**Task description**
In the data below, find every line that has the string "React", and copy it.

[Begin Supplied material]

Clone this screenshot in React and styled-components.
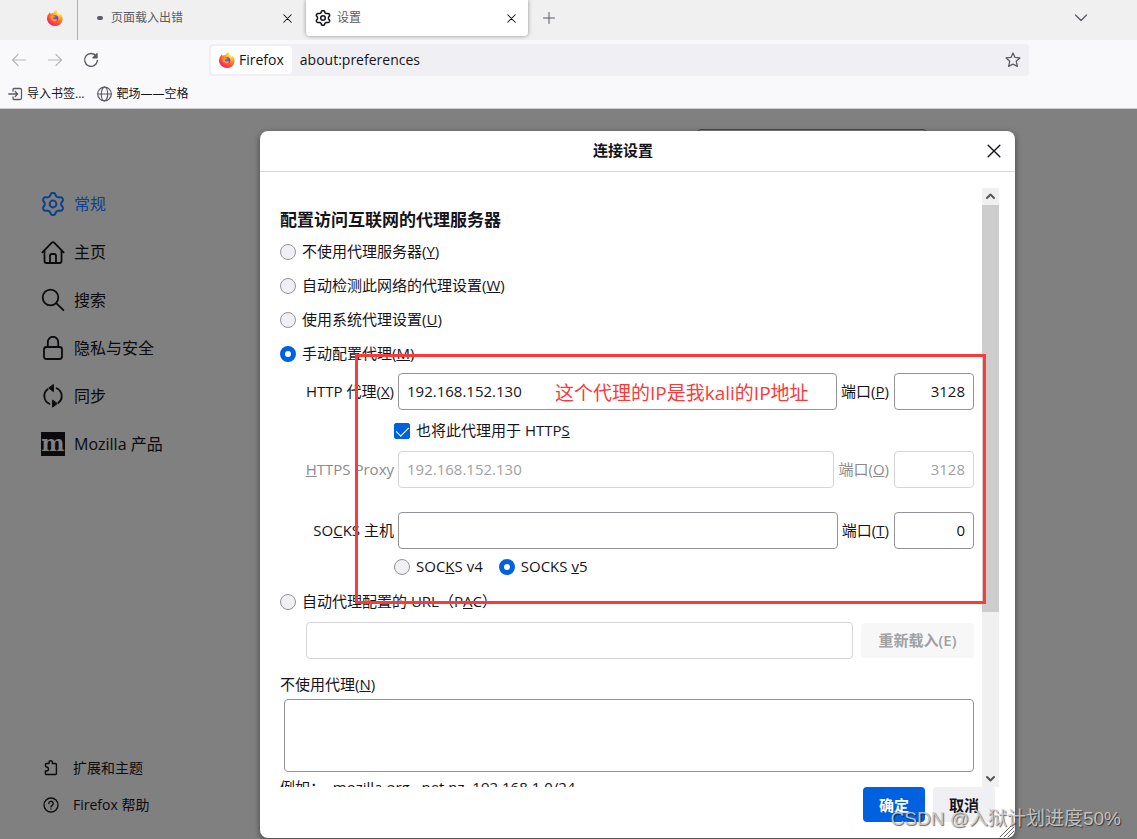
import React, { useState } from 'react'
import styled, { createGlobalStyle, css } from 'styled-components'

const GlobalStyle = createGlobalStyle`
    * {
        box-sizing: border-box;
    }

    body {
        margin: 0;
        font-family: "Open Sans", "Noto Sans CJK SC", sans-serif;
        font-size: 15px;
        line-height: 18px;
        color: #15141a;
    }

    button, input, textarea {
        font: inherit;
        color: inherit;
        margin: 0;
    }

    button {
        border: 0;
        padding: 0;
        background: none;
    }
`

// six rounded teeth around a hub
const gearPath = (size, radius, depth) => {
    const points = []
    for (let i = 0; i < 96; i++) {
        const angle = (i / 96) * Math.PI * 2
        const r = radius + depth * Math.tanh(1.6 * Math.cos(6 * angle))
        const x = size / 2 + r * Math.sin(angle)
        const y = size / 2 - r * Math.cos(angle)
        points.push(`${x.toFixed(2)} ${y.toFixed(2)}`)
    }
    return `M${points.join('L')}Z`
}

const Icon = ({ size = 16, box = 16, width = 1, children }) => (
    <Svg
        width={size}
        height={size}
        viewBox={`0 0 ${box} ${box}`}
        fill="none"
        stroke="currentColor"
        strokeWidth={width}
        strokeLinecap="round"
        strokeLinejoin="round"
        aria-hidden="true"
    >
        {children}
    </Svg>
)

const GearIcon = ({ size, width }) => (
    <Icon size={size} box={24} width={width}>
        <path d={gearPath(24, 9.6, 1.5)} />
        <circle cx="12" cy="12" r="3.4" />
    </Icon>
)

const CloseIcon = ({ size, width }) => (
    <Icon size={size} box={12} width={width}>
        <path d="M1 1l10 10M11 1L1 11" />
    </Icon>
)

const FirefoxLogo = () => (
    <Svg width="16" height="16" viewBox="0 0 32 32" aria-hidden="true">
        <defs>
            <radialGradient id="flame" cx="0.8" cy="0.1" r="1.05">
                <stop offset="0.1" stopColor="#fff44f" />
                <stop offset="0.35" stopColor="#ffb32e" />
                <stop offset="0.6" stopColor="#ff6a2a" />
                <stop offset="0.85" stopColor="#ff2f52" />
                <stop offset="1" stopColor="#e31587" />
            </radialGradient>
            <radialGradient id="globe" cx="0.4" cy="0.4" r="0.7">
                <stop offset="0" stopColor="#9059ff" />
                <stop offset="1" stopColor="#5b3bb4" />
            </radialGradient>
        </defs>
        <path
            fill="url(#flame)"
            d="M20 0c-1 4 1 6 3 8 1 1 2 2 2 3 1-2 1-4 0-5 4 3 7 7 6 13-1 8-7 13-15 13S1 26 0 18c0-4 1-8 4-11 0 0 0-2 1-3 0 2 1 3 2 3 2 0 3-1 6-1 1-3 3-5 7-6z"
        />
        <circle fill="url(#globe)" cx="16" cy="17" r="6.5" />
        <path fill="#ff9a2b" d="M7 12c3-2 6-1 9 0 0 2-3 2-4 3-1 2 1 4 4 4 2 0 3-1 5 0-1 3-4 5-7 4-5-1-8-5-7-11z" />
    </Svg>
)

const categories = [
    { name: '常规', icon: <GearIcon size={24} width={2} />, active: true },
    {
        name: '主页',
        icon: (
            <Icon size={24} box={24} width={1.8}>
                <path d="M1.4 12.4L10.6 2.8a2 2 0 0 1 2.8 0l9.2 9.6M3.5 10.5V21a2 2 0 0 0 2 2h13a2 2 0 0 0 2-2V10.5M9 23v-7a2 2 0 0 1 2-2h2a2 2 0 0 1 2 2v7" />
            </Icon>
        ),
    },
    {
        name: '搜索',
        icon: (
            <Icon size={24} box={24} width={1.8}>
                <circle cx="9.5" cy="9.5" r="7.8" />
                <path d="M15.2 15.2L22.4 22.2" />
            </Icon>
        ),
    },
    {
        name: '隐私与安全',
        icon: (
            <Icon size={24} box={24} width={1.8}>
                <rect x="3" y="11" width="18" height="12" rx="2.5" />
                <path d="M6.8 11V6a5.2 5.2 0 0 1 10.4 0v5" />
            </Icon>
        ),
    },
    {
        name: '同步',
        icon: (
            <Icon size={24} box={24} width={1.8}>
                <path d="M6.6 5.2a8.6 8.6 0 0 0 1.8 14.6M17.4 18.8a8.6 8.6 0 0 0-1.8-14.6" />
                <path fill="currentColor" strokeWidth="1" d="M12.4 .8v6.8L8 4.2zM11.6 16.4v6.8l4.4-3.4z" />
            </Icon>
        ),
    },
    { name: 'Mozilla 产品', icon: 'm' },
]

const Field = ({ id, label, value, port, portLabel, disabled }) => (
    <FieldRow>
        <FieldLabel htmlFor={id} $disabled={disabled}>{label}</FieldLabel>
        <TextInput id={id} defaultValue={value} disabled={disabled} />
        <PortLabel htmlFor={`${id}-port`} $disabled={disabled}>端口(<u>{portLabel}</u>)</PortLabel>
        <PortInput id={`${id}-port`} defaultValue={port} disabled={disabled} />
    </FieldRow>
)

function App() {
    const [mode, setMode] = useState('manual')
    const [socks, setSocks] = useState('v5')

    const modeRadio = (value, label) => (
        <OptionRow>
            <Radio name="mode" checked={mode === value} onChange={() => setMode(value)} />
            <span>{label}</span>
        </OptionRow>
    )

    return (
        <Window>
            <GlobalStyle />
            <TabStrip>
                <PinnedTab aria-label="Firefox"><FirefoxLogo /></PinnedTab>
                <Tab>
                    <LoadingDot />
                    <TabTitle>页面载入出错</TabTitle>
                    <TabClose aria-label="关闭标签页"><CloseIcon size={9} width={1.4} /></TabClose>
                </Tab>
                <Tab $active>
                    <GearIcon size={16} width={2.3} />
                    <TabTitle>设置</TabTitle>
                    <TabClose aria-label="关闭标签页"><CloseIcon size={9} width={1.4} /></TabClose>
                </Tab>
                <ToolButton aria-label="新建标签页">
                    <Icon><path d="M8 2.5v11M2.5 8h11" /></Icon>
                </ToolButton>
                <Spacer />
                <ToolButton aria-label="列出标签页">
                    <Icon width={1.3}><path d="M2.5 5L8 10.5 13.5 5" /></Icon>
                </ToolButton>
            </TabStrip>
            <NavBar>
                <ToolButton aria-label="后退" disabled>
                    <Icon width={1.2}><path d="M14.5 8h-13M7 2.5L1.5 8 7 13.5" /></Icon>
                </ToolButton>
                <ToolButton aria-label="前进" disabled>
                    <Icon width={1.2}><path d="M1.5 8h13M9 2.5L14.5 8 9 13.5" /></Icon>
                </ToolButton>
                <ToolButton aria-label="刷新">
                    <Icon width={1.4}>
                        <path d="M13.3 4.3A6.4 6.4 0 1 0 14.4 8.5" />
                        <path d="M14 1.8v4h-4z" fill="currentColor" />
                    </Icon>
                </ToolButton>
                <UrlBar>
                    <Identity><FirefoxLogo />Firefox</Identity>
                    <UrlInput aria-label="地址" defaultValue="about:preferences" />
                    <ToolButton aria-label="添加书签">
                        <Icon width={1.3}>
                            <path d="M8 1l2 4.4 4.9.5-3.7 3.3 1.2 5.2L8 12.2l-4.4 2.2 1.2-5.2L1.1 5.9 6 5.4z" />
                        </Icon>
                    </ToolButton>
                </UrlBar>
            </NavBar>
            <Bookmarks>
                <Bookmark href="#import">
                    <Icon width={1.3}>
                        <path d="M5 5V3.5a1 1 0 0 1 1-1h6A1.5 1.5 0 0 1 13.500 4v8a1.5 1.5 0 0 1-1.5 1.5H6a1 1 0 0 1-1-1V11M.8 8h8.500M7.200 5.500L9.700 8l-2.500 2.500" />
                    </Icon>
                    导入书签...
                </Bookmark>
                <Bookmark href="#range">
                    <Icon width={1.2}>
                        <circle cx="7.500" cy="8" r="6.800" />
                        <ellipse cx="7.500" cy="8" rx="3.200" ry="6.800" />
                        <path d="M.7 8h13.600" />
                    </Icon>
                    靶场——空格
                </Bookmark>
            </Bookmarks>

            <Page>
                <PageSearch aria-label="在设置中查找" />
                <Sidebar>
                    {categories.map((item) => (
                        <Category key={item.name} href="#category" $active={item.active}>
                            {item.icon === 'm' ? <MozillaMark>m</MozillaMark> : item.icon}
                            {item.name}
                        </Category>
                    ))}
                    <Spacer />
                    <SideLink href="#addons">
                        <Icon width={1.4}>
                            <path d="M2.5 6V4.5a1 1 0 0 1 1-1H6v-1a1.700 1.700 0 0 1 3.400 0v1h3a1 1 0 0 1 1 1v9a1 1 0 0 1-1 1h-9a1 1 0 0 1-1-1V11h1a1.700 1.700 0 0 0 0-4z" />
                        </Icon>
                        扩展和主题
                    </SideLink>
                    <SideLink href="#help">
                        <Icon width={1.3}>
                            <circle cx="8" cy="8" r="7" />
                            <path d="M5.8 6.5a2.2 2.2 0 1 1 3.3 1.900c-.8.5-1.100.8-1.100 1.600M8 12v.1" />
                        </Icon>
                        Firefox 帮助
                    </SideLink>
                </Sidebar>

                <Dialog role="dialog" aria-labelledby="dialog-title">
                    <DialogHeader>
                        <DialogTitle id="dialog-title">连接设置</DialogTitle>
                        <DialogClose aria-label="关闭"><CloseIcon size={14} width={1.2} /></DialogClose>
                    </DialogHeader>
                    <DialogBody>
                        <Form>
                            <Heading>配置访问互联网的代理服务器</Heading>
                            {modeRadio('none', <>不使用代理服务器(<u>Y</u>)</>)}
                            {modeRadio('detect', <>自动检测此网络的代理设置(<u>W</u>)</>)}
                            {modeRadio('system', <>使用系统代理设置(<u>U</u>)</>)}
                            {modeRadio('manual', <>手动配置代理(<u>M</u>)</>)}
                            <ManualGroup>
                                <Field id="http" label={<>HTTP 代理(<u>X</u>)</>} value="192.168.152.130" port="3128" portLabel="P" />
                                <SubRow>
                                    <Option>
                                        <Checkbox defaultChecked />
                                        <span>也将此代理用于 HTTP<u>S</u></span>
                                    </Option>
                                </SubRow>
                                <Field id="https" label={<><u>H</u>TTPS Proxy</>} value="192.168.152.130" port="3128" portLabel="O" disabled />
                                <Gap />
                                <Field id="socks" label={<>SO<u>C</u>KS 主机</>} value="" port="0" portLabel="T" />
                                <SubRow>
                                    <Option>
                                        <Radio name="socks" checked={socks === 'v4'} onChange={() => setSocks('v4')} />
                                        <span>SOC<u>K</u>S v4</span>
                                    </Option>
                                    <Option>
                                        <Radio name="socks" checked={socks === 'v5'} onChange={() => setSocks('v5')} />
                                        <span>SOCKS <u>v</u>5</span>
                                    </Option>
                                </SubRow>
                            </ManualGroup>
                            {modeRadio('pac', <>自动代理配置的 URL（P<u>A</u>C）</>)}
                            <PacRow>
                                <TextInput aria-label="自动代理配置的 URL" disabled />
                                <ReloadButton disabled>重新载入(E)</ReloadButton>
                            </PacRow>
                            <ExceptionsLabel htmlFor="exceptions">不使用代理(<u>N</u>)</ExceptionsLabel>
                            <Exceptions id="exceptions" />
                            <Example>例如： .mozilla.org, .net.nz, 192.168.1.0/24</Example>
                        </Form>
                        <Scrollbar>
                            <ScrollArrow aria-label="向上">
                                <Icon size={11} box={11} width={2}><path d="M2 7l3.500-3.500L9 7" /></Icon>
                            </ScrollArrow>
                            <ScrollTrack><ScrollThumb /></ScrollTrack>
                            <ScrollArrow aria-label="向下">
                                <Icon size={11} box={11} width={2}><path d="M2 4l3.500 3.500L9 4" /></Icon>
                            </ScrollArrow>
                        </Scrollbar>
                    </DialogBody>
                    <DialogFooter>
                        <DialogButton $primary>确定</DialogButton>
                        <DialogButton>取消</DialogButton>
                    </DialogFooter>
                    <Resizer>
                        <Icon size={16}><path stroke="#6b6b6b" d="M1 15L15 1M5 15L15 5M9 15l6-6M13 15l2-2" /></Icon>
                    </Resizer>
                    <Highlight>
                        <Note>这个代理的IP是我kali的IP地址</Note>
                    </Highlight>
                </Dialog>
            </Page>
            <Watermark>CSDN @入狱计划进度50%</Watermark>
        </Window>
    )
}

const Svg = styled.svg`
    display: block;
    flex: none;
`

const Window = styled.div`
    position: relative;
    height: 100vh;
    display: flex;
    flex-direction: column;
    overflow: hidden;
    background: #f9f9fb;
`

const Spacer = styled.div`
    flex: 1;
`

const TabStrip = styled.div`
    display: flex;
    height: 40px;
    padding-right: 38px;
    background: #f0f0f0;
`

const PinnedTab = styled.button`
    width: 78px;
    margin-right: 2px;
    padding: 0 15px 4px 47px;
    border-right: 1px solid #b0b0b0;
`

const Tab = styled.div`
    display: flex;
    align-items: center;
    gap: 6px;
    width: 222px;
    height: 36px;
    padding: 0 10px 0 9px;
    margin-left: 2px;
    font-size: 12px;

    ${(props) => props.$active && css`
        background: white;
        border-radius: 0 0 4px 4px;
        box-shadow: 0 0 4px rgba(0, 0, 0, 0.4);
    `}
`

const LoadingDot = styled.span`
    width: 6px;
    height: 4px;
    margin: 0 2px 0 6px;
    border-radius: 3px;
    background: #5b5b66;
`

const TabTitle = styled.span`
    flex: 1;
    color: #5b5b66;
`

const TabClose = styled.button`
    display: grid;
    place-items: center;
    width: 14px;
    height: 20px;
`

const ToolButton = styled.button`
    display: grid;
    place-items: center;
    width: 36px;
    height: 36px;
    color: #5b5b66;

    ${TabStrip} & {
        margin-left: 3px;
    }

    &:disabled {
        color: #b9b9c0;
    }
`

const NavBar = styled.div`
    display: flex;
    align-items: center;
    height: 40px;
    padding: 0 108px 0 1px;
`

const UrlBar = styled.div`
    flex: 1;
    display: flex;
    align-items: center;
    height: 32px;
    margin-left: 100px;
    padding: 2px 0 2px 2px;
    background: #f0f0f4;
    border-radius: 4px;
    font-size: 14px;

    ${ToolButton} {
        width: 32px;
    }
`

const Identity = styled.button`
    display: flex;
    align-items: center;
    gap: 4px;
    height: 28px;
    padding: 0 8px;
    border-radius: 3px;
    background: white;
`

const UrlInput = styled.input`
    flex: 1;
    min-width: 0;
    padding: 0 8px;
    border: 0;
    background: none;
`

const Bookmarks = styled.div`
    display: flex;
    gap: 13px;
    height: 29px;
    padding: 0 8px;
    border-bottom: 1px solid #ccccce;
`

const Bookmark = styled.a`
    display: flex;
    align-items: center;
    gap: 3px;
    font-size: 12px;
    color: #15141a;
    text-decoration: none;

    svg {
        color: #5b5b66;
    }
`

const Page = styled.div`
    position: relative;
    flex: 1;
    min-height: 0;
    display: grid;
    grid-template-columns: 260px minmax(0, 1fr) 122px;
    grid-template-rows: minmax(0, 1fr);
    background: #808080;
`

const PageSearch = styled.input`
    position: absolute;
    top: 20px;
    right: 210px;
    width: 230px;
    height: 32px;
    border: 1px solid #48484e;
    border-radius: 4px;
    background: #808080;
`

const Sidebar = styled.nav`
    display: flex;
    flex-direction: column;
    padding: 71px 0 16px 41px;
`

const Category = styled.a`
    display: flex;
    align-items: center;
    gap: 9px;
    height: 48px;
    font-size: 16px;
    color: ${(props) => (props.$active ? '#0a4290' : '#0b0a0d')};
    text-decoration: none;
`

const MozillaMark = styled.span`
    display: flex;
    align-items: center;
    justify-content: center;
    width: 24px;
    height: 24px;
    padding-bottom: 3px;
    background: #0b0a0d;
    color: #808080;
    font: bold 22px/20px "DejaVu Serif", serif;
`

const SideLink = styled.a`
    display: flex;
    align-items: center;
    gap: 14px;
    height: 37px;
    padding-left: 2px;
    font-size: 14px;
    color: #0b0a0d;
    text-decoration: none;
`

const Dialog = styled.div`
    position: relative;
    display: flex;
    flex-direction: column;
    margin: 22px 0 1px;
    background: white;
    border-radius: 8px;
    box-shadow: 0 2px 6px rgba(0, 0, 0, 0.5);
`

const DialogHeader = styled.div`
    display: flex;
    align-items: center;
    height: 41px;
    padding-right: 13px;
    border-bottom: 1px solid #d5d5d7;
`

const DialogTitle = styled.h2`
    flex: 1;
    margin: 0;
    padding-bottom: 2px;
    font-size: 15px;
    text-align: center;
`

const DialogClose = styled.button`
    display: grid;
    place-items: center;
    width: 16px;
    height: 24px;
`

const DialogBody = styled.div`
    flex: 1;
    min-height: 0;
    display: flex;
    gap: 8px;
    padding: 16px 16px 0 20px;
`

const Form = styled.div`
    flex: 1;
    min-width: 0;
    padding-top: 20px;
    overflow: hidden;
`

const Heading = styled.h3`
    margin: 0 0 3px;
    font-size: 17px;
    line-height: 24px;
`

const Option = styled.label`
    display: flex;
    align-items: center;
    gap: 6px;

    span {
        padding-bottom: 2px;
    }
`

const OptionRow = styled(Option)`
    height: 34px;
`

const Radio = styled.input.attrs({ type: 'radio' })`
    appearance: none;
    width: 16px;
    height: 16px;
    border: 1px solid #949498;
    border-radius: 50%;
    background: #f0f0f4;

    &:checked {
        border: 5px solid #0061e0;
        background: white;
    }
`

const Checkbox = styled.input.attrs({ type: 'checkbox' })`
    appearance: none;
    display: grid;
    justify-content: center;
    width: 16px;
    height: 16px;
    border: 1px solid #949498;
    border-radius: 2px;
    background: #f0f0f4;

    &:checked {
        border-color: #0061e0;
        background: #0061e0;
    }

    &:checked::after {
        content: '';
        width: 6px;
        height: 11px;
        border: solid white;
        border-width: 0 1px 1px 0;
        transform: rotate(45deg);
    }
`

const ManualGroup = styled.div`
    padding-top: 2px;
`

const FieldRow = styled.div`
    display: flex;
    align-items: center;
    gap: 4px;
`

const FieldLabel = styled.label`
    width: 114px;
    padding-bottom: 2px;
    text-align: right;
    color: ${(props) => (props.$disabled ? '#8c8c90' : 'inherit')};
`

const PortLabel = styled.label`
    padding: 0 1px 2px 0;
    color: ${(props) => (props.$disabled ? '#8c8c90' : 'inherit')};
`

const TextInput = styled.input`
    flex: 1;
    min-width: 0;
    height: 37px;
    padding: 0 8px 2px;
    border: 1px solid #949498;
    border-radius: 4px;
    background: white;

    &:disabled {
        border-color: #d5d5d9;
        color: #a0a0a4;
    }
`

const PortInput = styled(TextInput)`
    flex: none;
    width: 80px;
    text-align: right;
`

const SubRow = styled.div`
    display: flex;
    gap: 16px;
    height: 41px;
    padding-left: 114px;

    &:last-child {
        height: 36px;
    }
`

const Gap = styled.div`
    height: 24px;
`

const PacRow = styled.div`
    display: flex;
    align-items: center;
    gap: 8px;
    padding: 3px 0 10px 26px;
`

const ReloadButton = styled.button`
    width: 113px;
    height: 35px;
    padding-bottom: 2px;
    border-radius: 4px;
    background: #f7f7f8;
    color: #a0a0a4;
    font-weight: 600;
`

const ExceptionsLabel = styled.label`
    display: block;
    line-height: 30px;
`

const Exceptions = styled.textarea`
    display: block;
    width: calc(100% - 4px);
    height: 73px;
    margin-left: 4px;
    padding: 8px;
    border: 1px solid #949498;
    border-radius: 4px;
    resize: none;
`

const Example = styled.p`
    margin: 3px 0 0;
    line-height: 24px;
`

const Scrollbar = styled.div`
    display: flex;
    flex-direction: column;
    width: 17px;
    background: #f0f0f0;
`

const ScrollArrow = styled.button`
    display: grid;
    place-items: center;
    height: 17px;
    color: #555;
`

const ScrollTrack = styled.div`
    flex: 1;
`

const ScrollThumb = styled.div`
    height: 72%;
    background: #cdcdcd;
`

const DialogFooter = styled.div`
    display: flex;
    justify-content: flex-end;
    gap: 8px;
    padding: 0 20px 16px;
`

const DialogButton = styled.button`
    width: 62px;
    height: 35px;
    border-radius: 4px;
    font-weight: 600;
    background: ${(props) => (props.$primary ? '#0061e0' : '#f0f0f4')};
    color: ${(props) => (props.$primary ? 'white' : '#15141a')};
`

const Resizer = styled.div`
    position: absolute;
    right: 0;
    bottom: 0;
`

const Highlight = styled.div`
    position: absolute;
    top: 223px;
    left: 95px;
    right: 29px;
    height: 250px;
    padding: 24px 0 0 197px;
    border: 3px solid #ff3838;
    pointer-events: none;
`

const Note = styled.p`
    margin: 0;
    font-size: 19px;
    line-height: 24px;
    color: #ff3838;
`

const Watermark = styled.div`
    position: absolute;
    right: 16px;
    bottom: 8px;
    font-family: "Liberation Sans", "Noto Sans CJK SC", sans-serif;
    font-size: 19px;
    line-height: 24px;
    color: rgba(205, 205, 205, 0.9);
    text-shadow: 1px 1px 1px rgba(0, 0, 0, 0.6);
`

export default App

[End Supplied material]

**Response to the exercise**
Clone this screenshot in React and styled-components.
import React, { useState } from 'react'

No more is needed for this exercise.